Labor’s Inadequate Response
The Australian Labor Party has tried to position itself as a climate champion relative to the governing coalition who are still aggressively promoting fossil fuels and stifling clean energy development. However, while Labor’s Climate Change Action Plan is better than the Coalition on clean energy, energy efficiency, and carbon sequestration, Labor’s plan proposes no policy to address the need to reduce fossil fuel exports. It once mentions that Australia’s exports might be at risk as the world transitions away from fossil fuels, but then proposes nothing to address that risk.
The closest that Labor has arguably come to a policy aligning fossil fuel exports with climate action, is a suggestion put forward by Labor’s Shadow Minister for Climate Change and Energy Mark Butler. Butler proposes that Australia should align its resource planning with the International Energy Agency’s 2°C scenario.[2] On the face of it, that may seem like a responsible way to align Australia’s exports with the Paris Climate Agreement, but the devil lies in the details.
The first thing to note about the Butler’s chosen IEA scenario is that it aims for a 50% chance of keeping warming to 2°C above pre-industrial levels. The Paris Climate Agreement, however, did not say that we should flip a coin with hitting 2°C, rather it said we should stay “well below” 2°C, and aspire to hit the much safer 1.5°C target. The difference between flipping a coin with hitting 2°C as per the IEA scenario and staying well below 2°C would have major repercussions for Australia and the rest of the world.
Research compiled by Climate Analytics, suggests that limiting global warming to 1.5℃ rather than letting it reach 2℃ could make a significant difference to the severity of extreme weather events in Australia. Heatwaves in southern Australia would be an average of five days shorter. In the north, hot spells would be 20–30 days shorter than the 60-day heatwaves potentially in store if warming hits 2℃. Under 2℃ warming, the world’s coral reefs would have a “very limited chance” of survival, whereas limiting warming to 1.5℃ would allow “some chance for a fraction of the world’s coral reefs to survive”.
Thus, Butler’s proposal aligns Australia with a pathway that spells the likely death of the Great Barrier Reef, along with so many other major impacts for Australia. It also goes against the will of small island states, Least Developed Countries and the majority of the world’s governments, who have long demanded that we keep warming as close as possible to 1.5°C as we can. Their demands are built on the justified fear of the devastating impacts that each bit of warming above 1.5°C brings, impacts which fall disproportionately on the world’s most poor and vulnerable.
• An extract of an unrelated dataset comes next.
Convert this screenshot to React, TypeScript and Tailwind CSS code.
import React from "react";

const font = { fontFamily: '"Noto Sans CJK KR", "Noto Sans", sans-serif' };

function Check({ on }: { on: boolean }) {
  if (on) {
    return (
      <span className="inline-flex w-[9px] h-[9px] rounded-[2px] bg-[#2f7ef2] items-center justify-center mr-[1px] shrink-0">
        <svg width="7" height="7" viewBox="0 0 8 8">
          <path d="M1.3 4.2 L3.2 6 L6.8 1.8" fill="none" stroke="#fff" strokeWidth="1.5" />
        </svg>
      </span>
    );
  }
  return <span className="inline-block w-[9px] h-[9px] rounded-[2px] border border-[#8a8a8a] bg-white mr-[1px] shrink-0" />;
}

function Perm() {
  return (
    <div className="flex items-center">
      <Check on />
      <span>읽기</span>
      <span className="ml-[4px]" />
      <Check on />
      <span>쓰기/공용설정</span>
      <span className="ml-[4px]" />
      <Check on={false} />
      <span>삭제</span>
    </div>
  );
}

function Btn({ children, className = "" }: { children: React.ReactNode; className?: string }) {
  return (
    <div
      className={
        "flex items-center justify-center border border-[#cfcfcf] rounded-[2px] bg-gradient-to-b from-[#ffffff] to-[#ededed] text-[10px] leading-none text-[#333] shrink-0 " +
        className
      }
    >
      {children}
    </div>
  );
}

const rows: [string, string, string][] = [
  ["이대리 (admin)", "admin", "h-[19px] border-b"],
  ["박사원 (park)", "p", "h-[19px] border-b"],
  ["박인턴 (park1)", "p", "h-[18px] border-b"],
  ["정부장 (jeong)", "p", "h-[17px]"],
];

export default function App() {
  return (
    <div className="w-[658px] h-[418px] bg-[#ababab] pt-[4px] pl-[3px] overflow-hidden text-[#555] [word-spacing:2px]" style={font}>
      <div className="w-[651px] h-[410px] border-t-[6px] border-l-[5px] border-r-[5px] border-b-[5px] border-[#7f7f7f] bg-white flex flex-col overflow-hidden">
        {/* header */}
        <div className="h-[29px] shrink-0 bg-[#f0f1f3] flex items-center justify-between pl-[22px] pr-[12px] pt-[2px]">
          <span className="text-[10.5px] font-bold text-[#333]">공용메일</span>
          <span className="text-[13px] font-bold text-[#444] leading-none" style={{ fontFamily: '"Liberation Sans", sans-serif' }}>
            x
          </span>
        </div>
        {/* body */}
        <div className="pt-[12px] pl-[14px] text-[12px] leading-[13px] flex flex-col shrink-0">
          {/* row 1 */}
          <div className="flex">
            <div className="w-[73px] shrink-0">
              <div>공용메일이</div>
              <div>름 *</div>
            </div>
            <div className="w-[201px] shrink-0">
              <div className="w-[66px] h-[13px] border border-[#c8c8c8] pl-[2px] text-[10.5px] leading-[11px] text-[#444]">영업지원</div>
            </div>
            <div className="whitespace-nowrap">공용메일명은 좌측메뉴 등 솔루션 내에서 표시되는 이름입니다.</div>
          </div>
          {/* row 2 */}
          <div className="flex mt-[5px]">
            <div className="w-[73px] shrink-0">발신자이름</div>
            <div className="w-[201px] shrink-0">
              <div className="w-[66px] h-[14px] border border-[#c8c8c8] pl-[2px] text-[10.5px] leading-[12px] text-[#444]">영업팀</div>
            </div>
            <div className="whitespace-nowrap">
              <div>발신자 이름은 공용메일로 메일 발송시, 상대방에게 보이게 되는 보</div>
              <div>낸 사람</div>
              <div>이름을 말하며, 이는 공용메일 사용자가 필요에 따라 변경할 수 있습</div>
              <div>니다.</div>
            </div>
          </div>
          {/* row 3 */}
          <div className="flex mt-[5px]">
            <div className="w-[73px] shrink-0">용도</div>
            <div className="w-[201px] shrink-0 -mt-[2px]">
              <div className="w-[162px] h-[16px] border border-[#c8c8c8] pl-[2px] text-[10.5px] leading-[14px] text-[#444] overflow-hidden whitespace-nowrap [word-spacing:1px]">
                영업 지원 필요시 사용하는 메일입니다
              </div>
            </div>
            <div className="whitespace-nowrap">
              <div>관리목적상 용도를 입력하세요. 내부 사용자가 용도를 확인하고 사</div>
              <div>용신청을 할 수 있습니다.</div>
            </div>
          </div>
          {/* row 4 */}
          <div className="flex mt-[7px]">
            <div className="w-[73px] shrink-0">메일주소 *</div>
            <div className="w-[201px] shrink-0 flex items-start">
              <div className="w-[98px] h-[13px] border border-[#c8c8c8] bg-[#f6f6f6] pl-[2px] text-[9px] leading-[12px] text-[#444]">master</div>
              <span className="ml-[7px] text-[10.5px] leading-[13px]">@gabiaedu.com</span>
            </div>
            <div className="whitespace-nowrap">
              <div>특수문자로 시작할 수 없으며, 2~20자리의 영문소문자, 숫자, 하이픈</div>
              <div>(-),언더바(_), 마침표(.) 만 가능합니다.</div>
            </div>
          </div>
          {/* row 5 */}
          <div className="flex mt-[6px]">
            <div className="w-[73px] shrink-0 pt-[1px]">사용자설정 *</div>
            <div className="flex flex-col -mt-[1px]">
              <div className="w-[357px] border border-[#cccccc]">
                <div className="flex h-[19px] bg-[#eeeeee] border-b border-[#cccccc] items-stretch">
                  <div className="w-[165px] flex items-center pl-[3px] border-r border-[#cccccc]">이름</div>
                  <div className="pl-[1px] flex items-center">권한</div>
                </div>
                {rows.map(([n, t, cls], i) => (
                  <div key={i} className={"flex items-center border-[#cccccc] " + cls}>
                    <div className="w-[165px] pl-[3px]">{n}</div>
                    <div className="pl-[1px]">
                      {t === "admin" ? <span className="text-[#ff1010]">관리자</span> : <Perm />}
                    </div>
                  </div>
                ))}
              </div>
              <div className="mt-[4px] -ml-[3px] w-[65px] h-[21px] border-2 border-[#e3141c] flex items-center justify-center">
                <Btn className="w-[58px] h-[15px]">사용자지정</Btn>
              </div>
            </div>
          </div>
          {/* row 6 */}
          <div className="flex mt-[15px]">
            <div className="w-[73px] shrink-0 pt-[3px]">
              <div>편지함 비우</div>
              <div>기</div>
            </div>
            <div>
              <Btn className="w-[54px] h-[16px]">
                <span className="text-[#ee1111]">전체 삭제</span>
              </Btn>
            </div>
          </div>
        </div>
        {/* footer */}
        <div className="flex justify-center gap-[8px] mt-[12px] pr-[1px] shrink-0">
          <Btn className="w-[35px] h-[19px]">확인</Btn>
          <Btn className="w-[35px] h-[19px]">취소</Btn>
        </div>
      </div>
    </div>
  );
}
Another problem with Butler’s aim to use the IEA 2℃ model, is that IEA models sneak in a range of problematic modelling assumptions which unduly inflate the future role fossil fuels play. Their scenarios assume a huge role for both fossil fuel carbon capture and storage and negative emissions, both of which are unproven, uneconomical and/or risky technologies to capture and store CO2. Assuming huge amounts of these technologies allows the IEA to give fossil fuels a much bigger role in the future than it deserves by unethically gambling the future of the planet on unproven technologies to remove fossil fuel emissions in the second half of this century.
Finally, the IEA scenario as an economic model is based on (a fossil fuel-friendly version of) economic efficiency, not on climate justice. However, as discussed earlier, Australia as one of the world’s largest polluters and wealthiest nations, has a moral responsibility to lead, not just to follow what is economically efficient. As such, Labour’s plan arguably should go beyond mere economic efficiency and incorporate consideration of justice and equity which would lead to more ambitious action.
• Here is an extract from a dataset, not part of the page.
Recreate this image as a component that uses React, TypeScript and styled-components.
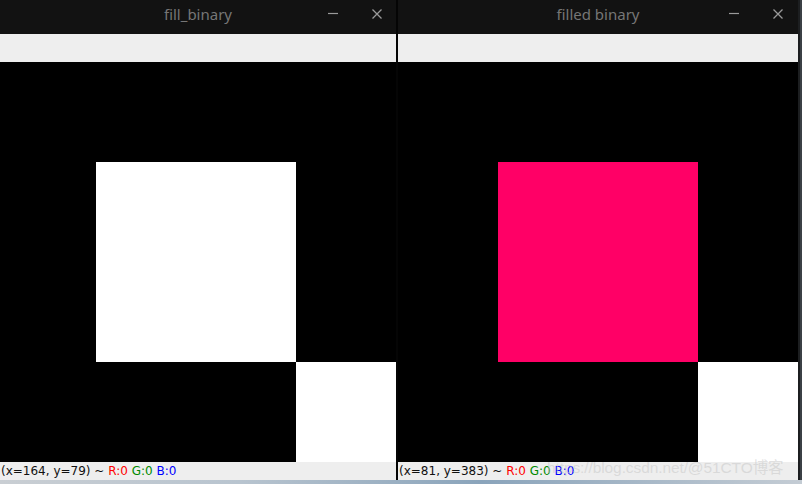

Rather than aligning resource planning with a problematic IEA scenario as Butler suggests, Labor would do well to heed the advice of the Labor Environment Action Network (LEAN) who in In April 2017 drafted a policy for the party to follow, which would put a ban on any public funds being used to subsidise the fossil fuel industry and shift communities reliant on mining into other industries.
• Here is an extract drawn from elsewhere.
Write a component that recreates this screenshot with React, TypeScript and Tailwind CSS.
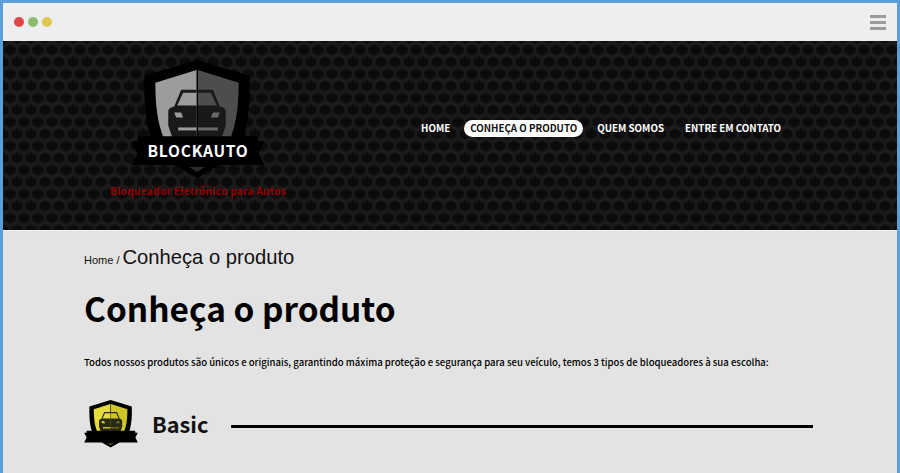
const SOURCE = "font-['Noto_Sans_CJK_SC','Noto_Sans',sans-serif]";

function HexBackground() {
  return (
    <svg className="absolute inset-0 h-full w-full" aria-hidden="true">
      <defs>
        <pattern id="hex" x="0" y="3" width="14" height="24" patternUnits="userSpaceOnUse">
          <rect width="14" height="24" fill="#1a1a1b" />
          <path d="M7 0.5 L12.6 3.4 L12.6 8.6 L7 11.5 L1.4 8.6 L1.4 3.4 Z" fill="#0b0b0c" />
          <path d="M0 12.5 L5.6 15.4 L5.6 20.6 L0 23.5 Z M14 12.5 L8.4 15.4 L8.4 20.6 L14 23.5 Z" fill="#0b0b0c" />
        </pattern>
      </defs>
      <rect width="100%" height="100%" fill="url(#hex)" />
    </svg>
  );
}

function Shield({ light, dark, body, bar, chevron }: { light: string; dark: string; body: string; bar: string; chevron: string }) {
  return (
    <svg viewBox="0 0 134 120" className="h-full w-full" aria-hidden="true">
      <path d="M66 0 L119 16 C120 50 117 72 105 100 L27 100 C15 72 12 50 13 16 Z" fill="#000" />
      <path d="M65.5 10 L24 23 C24 46 26 62 32 78 L65.5 78 Z" fill={light} />
      <path d="M67 10 L108 23 C108 46 106 62 100 78 L67 78 Z" fill={dark} />
      <path d="M65.5 30 L50 30 L43 47 C38 48 37 50 37 53 L37 66 L41 78 L65.5 78 Z" fill={body} />
      <path d="M67 30 L82 30 L89 47 C94 48 95 50 95 53 L95 66 L91 78 L67 78 Z" fill={body} />
      <path d="M65.5 33 L52 33 L46 46 L65.5 46 Z" fill={light} />
      <path d="M67 33 L80 33 L86 46 L67 46 Z" fill={dark} />
      <path d="M43 53 L50 53 L52 58 L45 58 Z" fill={light} />
      <path d="M89 53 L82 53 L80 58 L87 58 Z" fill={bar} />
      <rect x="47" y="68" width="18.5" height="3" fill={light} />
      <rect x="67" y="68" width="20" height="3" fill={bar} />
      <path d="M6 77 L127 77 L128 82 L134 82 L128 94 L134 106 L88 106 L66 119 L44 106 L0 106 L6 94 L0 82 L6 82 Z" fill="#000" />
      <path d="M58 108 L74 108 L66 113 Z" fill={chevron} />
    </svg>
  );
}

function NavItem({ label, active }: { label: string; active?: boolean }) {
  return (
    <a
      className={
        active
          ? "rounded-[9px] bg-white px-[6px] text-[9.75px] leading-[17px] font-bold text-[#111]"
          : "px-[7px] text-[9.75px] leading-[17px] font-bold text-white"
      }
    >
      {label}
    </a>
  );
}

export default function App() {
  return (
    <div className={`h-[473px] w-[900px] overflow-hidden bg-[#e3e3e3] ${SOURCE}`}>
      <div className="flex h-full flex-col border-x-[3px] border-t-[3px] border-[#5e9ed8]">
        <div className="flex h-[38px] shrink-0 items-center justify-between bg-[#eceeef] pr-[11px] pl-[11px]">
          <div className="flex gap-[4px]">
            <span className="h-[10px] w-[10px] rounded-full bg-[#df4548]" />
            <span className="h-[10px] w-[10px] rounded-full bg-[#8dbb6c]" />
            <span className="h-[10px] w-[10px] rounded-full bg-[#e0c751]" />
          </div>
          <div className="flex w-[16px] flex-col gap-[3px]">
            <span className="h-[3px] bg-[#9b9b9b]" />
            <span className="h-[3px] bg-[#9b9b9b]" />
            <span className="h-[3px] bg-[#9b9b9b]" />
          </div>
        </div>

        <header className="relative flex h-[190px] shrink-0 items-start border-b border-[#f4f4f4]">
          <HexBackground />
          <div className="relative ml-[107px] flex w-[176px] flex-col items-center pt-[19px]">
            <div className="relative h-[119px] w-[134px]">
              <Shield light="#9c9c9c" dark="#4d4d4d" body="#191919" bar="#6a6a6a" chevron="#2a2a2a" />
              <span className="absolute top-[78px] left-0 w-full text-center text-[15.5px] leading-[24px] font-bold tracking-[0.8px] text-white">
                BLOCKAUTO
              </span>
            </div>
            <p className="mt-[3px] text-[10.2px] leading-[18px] font-bold tracking-[0.25px] whitespace-nowrap text-[#960000]">
              Bloqueador Eletrônico para Autos
            </p>
          </div>
          <nav className="relative mt-[79px] ml-[128px] flex items-center gap-[7px] whitespace-nowrap">
            <NavItem label="HOME" />
            <NavItem label="CONHEÇA O PRODUTO" active />
            <NavItem label="QUEM SOMOS" />
            <NavItem label="ENTRE EM CONTATO" />
          </nav>
        </header>

        <main className="flex-1 pl-[81px]">
          <div className="mt-[13px] flex items-baseline font-['Liberation_Sans',sans-serif] text-[#111]">
            <span className="text-[11px]">Home /&nbsp;</span>
            <span className="text-[20.2px] leading-[26px]">Conheça o produto</span>
          </div>
          <h1 className="mt-[14px] text-[33.4px] leading-[48px] font-bold text-black">Conheça o produto</h1>
          <p className="mt-[21px] text-[9.57px] leading-[18px] font-medium whitespace-nowrap text-black">
            Todos nossos produtos são únicos e originais, garantindo máxima proteção e segurança para seu veículo, temos 3 tipos de bloqueadores à sua escolha:
          </p>
          <section className="mt-[29px] flex items-center">
            <div className="h-[48px] w-[54px]">
              <Shield light="#e6dc3a" dark="#cfc62c" body="#2a2a12" bar="#7a7520" chevron="#5a5518" />
            </div>
            <h2 className="ml-[14px] text-[21.7px] leading-[30px] font-bold text-[#111]">Basic</h2>
            <div className="mt-[4px] ml-[23px] h-[3px] w-[582px] bg-black" />
          </section>
        </main>
      </div>
    </div>
  );
}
However, to truly act in line with the Paris Climate Agreements, Labor would have to go further and emulate the Greens. They are the only political party in Australia whose policy gets close to what it would mean to truly align Australia’s fossil fuel exports with the Paris Climate Agreements. They propose, among other things, a ban on new fracking, coal seamed gas, or thermal coal mines or expansions, alongside a planned phase out of fossil fuels and a just transition for affected communities. Such a pathway is what is needed to bring Australia’s fossil fuel production in line with the international targets agreed to under the Paris Climate Agreement.
The Greens, unfortunately, are far from gaining enough power in Australia to determine fossil fuel export policy. And so, Australia’s fossil fuel export trilemma is an elephant in the room that the current Australian political leadership is only making worse as they ramp up more fossil fuel production. From a raft of new proposed coal mines in Queensland and New South Wales, to opening up fracking in the Northern Territories, Australia is pushing the world deeper into an undesirable trilemma between climate chaos, stranded assets, and unjust climate action.
Alex Lenferna served as an Endeavour Research Fellow at the UNSW Practical Justice Initiative, and is a Fulbright Scholar and PhD Candidate at the University of Washington Department of Philosophy.
[1] According to the UNFCCC guidelines only ‘greenhouse gas emissions and removals taking place within national territory and offshore areas over which the country has jurisdiction’ (Eggleston et al. 2006: 1.4) are included within that country’s carbon budget. This excludes fossil fuel exports.
[2] Butler proposed this approach both in a speech on the topic at the Sydney Institute and in response to a question by the author at a Labor Environmental Action Network meeting.